*What you need to do*. Find each line with the string "components" and copy it.
───── Supplied data
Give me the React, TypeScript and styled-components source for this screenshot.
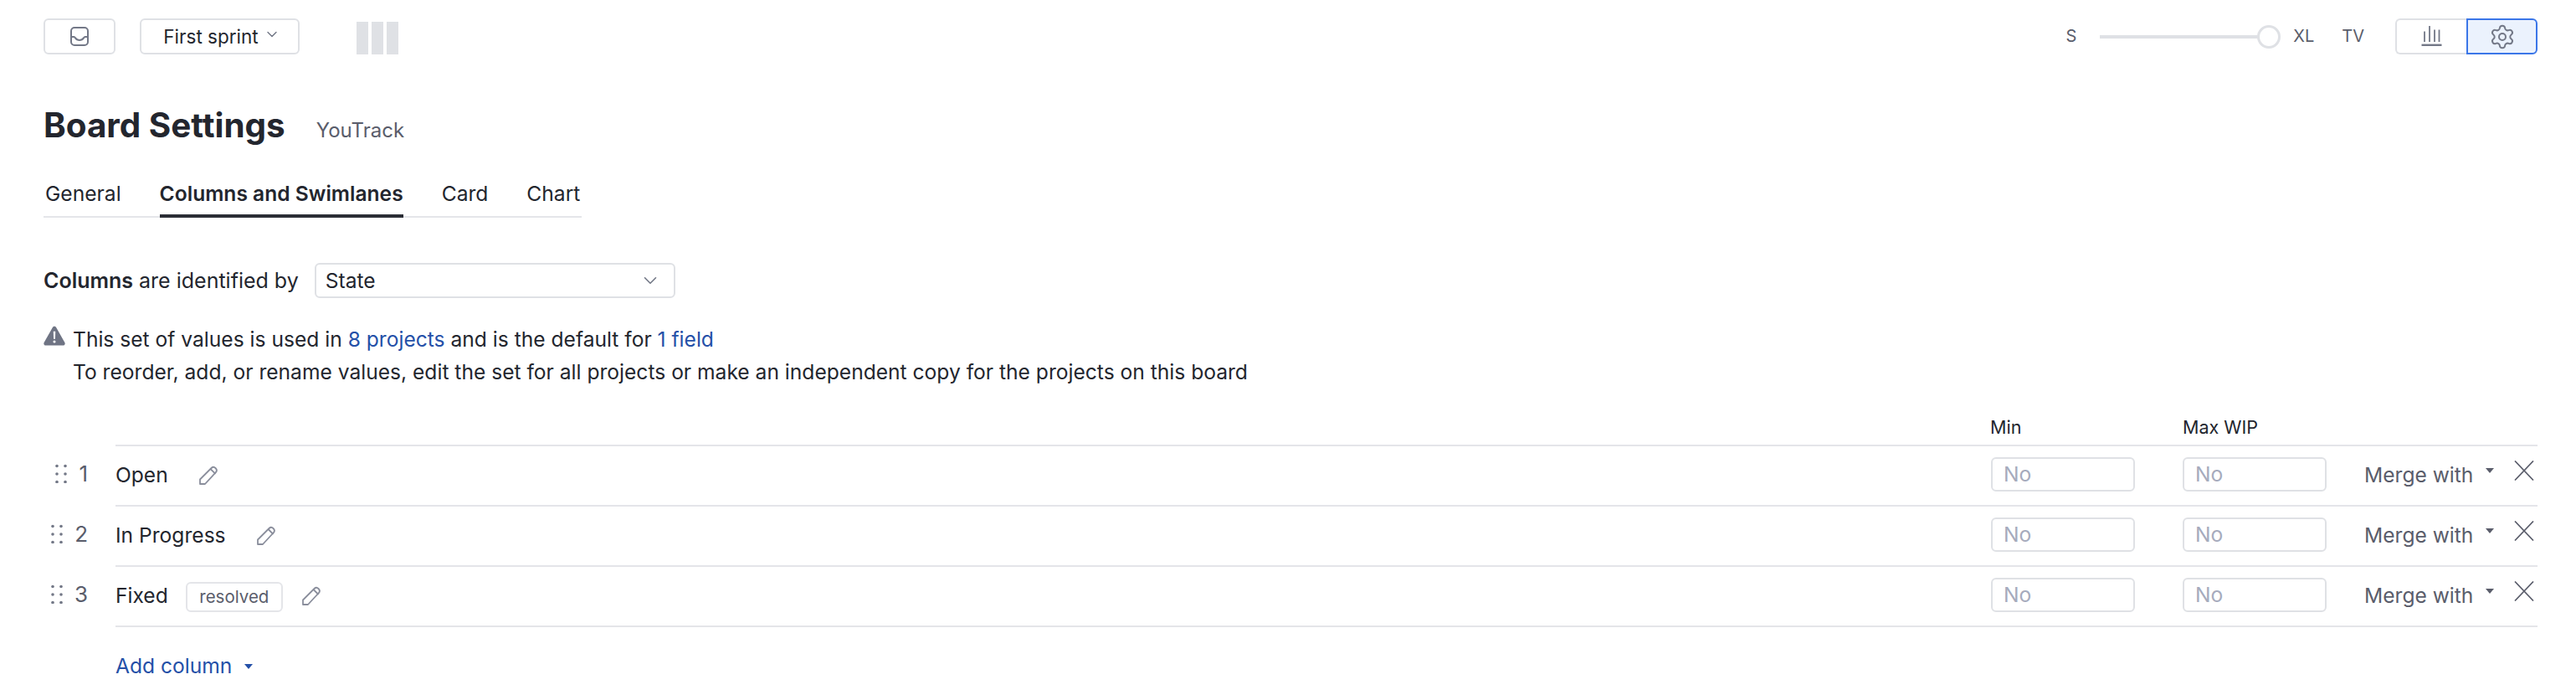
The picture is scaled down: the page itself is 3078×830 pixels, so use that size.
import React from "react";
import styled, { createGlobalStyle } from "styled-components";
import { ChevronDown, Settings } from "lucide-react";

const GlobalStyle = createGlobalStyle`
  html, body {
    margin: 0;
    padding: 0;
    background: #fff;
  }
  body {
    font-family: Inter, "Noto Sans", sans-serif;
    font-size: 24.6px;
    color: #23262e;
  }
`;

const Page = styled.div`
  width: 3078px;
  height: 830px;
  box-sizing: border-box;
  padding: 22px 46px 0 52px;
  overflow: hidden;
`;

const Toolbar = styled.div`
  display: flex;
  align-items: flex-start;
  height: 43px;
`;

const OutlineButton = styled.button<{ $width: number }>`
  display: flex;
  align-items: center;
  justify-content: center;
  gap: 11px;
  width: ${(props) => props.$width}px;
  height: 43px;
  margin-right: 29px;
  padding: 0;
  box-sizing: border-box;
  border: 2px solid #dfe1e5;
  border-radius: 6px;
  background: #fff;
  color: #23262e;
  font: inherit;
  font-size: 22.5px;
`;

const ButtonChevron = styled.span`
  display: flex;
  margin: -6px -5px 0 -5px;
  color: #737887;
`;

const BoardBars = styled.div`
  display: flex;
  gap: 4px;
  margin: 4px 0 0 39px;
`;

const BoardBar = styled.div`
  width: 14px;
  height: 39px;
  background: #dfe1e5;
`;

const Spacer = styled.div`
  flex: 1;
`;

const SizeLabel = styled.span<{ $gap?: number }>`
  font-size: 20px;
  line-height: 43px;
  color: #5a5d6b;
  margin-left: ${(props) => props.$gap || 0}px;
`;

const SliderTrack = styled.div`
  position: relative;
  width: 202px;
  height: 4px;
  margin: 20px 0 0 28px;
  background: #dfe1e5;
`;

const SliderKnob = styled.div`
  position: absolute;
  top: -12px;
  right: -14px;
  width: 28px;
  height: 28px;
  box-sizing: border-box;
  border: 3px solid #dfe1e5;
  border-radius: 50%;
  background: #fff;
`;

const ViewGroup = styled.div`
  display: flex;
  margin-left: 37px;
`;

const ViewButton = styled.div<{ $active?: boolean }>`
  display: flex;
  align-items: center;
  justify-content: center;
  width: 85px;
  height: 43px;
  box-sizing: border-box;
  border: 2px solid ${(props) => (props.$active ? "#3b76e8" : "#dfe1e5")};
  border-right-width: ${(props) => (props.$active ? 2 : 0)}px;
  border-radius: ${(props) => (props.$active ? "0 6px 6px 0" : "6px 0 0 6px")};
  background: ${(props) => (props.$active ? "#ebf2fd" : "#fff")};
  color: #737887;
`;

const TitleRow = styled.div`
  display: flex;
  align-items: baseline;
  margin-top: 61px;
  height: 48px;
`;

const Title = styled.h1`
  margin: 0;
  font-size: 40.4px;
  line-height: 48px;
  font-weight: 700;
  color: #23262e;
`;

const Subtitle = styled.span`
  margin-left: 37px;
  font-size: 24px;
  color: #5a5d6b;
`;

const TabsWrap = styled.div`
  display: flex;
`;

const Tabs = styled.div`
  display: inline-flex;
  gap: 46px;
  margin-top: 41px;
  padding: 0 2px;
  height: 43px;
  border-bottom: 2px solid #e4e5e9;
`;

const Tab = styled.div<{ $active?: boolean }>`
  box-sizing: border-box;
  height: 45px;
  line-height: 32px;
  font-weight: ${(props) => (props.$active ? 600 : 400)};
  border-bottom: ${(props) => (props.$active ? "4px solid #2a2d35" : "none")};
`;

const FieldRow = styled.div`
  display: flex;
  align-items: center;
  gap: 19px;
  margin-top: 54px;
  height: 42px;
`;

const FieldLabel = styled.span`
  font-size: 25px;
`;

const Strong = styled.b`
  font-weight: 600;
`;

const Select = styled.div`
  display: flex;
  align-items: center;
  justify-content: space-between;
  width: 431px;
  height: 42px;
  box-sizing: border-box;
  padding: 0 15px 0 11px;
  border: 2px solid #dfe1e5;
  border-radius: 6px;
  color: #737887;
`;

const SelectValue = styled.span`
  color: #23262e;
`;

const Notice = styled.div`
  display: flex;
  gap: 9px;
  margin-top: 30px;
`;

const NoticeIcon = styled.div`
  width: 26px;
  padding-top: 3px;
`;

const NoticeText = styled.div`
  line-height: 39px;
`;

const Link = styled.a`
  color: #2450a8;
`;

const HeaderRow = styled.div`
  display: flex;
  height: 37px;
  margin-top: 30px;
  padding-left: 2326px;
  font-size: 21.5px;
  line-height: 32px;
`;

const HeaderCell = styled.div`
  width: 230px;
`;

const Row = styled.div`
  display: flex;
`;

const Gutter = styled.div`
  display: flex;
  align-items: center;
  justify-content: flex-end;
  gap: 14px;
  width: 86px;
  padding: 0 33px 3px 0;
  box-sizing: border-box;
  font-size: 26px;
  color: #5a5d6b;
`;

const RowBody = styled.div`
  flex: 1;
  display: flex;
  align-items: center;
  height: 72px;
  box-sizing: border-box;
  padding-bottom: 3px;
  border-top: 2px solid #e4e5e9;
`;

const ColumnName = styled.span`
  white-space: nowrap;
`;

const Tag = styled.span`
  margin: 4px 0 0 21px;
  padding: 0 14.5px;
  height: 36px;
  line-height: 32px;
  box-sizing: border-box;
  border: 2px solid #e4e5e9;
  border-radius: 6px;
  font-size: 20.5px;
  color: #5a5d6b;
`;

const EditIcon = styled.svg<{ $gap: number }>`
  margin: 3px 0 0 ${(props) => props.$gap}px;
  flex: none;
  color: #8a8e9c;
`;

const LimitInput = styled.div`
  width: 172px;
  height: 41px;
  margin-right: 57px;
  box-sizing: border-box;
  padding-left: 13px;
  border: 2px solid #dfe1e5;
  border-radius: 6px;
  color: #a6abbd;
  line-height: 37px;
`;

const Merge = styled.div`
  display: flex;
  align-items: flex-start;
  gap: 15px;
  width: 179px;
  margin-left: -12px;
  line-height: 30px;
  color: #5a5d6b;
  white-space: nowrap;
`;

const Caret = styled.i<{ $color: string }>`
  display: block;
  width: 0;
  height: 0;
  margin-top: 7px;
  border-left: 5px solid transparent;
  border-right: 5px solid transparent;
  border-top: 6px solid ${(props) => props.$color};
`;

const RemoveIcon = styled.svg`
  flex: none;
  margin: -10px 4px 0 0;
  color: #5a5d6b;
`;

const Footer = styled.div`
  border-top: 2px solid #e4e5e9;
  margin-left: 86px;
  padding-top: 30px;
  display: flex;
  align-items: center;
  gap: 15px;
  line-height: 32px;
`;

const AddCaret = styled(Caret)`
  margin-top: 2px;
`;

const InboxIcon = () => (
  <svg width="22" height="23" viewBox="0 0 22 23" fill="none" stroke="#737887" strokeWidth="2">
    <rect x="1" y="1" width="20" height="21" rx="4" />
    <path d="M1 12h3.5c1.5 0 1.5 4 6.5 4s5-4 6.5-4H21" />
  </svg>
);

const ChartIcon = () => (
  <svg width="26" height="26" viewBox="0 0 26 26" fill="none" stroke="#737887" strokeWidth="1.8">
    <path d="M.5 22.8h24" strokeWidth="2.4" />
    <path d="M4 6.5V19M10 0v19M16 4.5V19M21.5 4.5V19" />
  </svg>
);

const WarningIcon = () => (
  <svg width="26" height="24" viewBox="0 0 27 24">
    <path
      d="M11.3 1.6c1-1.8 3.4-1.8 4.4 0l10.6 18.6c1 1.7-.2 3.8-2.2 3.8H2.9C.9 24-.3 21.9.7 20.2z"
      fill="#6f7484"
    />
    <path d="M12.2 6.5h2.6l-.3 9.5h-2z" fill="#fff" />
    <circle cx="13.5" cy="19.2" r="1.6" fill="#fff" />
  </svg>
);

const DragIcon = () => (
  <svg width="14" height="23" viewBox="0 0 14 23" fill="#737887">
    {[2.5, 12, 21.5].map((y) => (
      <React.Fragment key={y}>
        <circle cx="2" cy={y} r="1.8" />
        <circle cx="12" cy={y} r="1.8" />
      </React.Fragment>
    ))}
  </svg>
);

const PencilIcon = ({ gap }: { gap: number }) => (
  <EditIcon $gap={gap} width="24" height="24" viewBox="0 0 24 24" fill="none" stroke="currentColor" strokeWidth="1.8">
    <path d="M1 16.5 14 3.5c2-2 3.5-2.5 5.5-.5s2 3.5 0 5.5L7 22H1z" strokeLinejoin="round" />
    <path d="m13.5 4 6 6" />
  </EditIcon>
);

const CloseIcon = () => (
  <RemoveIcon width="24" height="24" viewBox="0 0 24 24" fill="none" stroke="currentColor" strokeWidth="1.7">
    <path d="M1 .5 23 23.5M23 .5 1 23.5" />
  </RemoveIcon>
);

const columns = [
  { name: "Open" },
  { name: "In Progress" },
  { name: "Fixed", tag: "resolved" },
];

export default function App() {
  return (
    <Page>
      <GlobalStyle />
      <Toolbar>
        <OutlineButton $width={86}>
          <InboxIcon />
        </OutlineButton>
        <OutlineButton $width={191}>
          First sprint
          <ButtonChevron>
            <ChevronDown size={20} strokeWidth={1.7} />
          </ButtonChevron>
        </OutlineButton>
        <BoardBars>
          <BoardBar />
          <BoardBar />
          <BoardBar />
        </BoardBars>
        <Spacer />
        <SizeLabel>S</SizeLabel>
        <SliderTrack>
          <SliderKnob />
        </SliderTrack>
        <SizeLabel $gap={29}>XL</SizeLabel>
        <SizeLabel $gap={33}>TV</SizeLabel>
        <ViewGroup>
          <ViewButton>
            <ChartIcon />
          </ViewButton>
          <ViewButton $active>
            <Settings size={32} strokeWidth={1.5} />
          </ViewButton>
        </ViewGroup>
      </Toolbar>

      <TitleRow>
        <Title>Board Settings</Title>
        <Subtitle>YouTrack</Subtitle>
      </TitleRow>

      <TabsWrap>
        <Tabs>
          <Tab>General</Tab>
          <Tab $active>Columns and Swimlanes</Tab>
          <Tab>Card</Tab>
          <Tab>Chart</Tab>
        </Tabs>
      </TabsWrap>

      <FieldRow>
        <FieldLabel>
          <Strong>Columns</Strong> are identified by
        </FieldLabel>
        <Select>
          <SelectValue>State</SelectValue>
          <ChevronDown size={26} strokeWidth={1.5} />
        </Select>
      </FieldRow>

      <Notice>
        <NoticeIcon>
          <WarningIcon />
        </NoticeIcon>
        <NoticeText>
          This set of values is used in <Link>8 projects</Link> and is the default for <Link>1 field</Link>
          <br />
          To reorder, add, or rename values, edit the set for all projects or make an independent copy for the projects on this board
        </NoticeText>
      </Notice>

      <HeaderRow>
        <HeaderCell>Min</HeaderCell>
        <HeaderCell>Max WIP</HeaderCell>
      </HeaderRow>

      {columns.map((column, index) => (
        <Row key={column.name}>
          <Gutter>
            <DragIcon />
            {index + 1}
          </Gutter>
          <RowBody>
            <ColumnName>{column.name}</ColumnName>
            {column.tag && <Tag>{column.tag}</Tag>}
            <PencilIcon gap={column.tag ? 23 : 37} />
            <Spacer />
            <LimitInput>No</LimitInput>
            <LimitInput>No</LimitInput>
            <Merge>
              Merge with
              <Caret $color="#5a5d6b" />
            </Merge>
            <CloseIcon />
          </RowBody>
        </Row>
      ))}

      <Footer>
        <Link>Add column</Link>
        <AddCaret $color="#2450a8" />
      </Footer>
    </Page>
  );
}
──────────
*Task result*.
Give me the React, TypeScript and styled-components source for this screenshot.
import styled, { createGlobalStyle } from "styled-components";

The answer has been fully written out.